╭─ Source excerpt
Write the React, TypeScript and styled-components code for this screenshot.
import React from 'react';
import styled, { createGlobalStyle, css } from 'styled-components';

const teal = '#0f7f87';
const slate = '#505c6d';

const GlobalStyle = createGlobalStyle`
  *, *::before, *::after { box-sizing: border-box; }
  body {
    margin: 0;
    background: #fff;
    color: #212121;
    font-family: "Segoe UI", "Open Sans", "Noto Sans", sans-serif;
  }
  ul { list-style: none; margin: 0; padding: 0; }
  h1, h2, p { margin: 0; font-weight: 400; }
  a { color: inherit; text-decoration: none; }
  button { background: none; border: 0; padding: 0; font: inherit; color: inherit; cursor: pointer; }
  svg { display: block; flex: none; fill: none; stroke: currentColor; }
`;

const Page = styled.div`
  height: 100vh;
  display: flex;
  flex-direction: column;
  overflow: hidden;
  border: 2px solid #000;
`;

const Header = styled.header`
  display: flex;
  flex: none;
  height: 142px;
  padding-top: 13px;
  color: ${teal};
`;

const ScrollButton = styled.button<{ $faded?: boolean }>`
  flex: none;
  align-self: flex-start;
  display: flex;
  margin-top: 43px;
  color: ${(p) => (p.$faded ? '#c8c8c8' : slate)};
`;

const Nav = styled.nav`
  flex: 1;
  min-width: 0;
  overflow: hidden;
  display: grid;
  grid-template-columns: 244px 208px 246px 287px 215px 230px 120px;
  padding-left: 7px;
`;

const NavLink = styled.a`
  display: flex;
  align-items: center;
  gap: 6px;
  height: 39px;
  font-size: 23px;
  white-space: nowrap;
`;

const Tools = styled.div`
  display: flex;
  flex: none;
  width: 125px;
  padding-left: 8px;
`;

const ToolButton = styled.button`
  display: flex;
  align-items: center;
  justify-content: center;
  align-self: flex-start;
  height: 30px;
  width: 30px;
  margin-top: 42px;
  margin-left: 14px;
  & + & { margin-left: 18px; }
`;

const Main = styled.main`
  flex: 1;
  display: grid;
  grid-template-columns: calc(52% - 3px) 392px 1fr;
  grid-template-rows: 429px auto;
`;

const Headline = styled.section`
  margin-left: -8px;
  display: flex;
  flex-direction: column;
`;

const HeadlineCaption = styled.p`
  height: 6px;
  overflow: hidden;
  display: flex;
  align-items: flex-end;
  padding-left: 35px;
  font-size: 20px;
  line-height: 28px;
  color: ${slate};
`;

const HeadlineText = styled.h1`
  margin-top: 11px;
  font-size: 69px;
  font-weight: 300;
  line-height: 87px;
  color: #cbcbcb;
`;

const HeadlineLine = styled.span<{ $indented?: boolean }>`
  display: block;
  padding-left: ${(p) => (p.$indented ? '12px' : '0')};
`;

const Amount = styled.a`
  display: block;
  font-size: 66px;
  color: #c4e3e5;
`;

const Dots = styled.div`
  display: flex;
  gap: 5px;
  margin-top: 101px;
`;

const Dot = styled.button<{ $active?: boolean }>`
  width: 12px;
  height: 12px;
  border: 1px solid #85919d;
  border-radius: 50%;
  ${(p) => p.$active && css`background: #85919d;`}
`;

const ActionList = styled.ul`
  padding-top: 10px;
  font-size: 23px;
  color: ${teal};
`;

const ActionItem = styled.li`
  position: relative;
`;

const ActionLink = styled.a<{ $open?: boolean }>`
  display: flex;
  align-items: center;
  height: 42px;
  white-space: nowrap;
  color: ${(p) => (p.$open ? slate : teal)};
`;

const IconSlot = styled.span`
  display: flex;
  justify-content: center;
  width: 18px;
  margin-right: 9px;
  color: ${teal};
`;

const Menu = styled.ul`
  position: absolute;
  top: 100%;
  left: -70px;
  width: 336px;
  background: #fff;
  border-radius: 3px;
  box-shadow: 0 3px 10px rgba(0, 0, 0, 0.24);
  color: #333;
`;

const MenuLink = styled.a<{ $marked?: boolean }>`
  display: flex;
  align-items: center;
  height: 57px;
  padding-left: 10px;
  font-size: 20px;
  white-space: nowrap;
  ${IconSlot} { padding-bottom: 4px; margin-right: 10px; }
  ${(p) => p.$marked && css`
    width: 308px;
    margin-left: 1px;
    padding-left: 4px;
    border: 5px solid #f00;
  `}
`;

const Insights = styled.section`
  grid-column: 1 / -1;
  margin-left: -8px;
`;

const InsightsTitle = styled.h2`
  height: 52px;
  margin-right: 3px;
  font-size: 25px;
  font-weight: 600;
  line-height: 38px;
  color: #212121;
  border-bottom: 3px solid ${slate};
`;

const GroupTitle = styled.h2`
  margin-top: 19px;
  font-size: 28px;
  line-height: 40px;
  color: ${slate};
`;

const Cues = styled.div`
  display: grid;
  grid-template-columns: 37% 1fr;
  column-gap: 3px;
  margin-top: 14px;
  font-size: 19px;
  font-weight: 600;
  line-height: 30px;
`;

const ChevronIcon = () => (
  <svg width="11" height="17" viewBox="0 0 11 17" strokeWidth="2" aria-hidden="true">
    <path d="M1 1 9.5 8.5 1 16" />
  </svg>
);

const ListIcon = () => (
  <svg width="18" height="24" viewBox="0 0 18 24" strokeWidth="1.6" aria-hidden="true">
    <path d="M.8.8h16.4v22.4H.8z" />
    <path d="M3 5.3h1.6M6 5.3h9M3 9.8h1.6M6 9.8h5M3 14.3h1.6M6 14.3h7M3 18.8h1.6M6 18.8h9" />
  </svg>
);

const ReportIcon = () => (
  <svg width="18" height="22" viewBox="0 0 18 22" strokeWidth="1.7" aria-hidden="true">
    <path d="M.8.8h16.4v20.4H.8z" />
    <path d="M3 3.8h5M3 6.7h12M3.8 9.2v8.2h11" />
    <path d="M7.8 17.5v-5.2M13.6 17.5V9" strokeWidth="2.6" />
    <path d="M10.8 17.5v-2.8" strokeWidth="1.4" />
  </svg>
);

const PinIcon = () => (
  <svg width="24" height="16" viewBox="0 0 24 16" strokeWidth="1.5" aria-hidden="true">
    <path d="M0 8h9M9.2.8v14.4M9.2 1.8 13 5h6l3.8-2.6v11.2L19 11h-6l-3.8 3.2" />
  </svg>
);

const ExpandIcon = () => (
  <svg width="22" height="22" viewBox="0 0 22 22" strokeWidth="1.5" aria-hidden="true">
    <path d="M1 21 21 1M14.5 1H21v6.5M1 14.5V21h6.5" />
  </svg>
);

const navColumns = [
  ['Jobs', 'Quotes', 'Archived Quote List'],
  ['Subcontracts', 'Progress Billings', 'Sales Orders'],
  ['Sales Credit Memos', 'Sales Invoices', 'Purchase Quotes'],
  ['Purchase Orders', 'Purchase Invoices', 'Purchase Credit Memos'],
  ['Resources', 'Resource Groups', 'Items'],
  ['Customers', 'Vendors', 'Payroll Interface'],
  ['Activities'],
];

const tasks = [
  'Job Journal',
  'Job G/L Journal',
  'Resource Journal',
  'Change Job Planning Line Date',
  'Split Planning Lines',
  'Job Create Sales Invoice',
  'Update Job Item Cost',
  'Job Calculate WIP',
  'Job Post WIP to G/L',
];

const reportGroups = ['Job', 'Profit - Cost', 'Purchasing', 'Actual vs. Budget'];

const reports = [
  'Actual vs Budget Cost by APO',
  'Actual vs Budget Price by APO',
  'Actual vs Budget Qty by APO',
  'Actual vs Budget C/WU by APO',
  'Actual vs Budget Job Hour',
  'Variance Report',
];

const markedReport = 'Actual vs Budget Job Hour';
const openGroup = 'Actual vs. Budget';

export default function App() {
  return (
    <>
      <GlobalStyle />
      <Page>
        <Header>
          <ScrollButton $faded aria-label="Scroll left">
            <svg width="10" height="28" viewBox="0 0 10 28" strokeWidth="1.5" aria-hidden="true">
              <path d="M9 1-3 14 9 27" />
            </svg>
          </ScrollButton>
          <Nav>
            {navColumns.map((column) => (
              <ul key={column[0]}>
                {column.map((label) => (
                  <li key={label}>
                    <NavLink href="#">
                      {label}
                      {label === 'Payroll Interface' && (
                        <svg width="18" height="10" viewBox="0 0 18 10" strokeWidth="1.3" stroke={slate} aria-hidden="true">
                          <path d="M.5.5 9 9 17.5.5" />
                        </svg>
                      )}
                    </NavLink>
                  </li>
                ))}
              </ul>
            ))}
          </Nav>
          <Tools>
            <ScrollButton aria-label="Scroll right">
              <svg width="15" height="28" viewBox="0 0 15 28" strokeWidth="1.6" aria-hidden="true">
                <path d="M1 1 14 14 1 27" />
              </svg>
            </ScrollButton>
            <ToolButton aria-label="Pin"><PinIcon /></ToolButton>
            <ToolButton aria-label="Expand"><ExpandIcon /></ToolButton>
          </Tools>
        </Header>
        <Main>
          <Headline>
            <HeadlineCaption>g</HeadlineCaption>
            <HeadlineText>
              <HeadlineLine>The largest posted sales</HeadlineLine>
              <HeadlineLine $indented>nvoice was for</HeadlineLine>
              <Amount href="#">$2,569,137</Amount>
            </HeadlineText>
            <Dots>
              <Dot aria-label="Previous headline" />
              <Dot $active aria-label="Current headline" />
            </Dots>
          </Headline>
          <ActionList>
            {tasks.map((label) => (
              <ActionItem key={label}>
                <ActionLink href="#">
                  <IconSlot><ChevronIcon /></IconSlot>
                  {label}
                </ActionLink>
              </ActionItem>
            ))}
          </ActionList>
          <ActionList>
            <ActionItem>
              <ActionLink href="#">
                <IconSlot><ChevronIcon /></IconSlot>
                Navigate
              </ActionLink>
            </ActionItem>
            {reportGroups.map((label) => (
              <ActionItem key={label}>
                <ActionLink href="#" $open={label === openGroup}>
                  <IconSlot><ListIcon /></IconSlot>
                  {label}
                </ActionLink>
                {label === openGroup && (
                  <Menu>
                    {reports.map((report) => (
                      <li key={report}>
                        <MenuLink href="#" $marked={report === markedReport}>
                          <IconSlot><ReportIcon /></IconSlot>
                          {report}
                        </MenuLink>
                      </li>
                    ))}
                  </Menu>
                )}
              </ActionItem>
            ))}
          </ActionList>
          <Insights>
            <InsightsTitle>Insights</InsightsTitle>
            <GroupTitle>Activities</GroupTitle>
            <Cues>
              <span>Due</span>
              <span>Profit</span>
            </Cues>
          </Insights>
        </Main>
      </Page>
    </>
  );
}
╰─
- _Exercise requirements_
Starting at the first line of the listing, retype every line up to and including the one with "const slate = '#505c6d';".

- _Correct result_
Write the React, TypeScript and styled-components code for this screenshot.
import React from 'react';
import styled, { createGlobalStyle, css } from 'styled-components';

const teal = '#0f7f87';
const slate = '#505c6d';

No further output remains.